DJ Hype & MC GQ – Roll the Beats (1994)”
DJ Hype began producing in 1989, engineering and co-producing tracks (including “Exorcist” and “The Bee”) for Kickin’, Strictly Underground and Suburban Base before starting his own label Ganja Records. This classic Sub-Base release features a sampled vocal from MC GQ live at AWOL in October 1993, MCing over a Hype set with the Reggae section from Barry Brown – Children, Children as well as a vocal from The Abyssinians – Mabrak.
Johnny Jungle – Johnny ’94 (Droppin’ Science Remix) (1994)
Johnny Jungle aka Pascal, now label manager for Hype’s Ganja Records – wicked track which got the Sub-Base treatment in 1994 with 4 remixes including this one (the best one) from Danny Breaks. Both tracks from the 12″ sample dialogue from the film ‘Marked for Death’. This track pretty much sums up the Jungle vibe from the year that really established the genre.
Remarc – R.I.P (DJ Hype Remix) (1995)
With Jungle fully possessing its own musical identity by 1995, it was only a matter of time before the logical combination with reggae/ragga/dancehall vocals began to dominate the scene. ‘R.I.P’ is an all time classic of the genre and that sound, remaining a firm favourite of DJs and fans all over. This one is Remarc and perhaps Suburban Base’s best-known tune, and arguably the finest example of the production mastery of the man dubbed ‘King Of The Amens’. Remarc continues to DJ internationally and his tunes continue to have an influence. Many modern producers have expressed extreme admiration at the advanced drum patterns he created with such basic technology by today’s standards.
D’Cruze – Freedom (1995)
D’Cruze moved into solo production after his stint as one half of the Boogie Times Tribe, a move which went extremely well! His full length album ‘Control’, from which this track comes, was one of only a handful of artist LPs released on Suburban Base. It’s an album of contemplative, at time experimental Jungle and even today is extremely highly regarded. After a string of releases in the jungle scene and during the label’s golden era, D’Cruze faded into obscurity in the mid-late ’90s.
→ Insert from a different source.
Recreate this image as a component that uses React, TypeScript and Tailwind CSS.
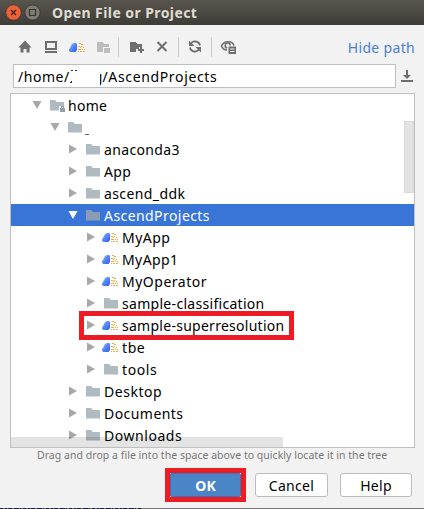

It was a tough choice between this and the more dance-floor focused DJ SS remix which also uses Cutty Rank’s infectious ‘Limb by Limb’ sample. Marvellous Cain had already used the sample on his 1994 hit Hitman on his own IQ label so was the obvious choice for remixing the track when Suburban Base officially licensed it a year later. Marvellous Cain was one of a number of up-and-coming producers who released on Sub Base between 1994 and 1996, and his album ‘Guntalk’ is a full-length that encompasses everything about the music of that era.